Using the data beneath, show every line that includes the word "TypeScript".

Extracted records start

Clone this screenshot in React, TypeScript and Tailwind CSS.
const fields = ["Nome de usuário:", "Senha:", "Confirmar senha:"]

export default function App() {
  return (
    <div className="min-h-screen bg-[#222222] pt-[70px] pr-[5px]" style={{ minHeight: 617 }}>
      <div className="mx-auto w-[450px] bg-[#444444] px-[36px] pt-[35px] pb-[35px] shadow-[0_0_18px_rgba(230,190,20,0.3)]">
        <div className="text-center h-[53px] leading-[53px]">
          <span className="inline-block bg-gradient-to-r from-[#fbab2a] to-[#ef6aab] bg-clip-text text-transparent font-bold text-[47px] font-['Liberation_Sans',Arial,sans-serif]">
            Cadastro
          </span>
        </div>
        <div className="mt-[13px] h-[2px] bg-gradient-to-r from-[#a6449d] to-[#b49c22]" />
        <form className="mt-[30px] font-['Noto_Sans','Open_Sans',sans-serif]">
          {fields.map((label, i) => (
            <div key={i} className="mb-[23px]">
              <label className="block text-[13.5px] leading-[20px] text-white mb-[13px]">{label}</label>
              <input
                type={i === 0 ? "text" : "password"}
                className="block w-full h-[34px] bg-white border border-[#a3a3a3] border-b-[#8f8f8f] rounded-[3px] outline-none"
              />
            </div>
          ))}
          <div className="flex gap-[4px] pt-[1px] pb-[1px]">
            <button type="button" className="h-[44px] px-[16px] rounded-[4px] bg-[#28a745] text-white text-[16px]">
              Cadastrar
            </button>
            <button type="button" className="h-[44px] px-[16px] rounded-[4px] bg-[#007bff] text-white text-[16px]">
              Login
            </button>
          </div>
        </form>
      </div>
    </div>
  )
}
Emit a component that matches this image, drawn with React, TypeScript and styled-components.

Extracted records end

» **Response**:
Clone this screenshot in React, TypeScript and Tailwind CSS.
Emit a component that matches this image, drawn with React, TypeScript and styled-components.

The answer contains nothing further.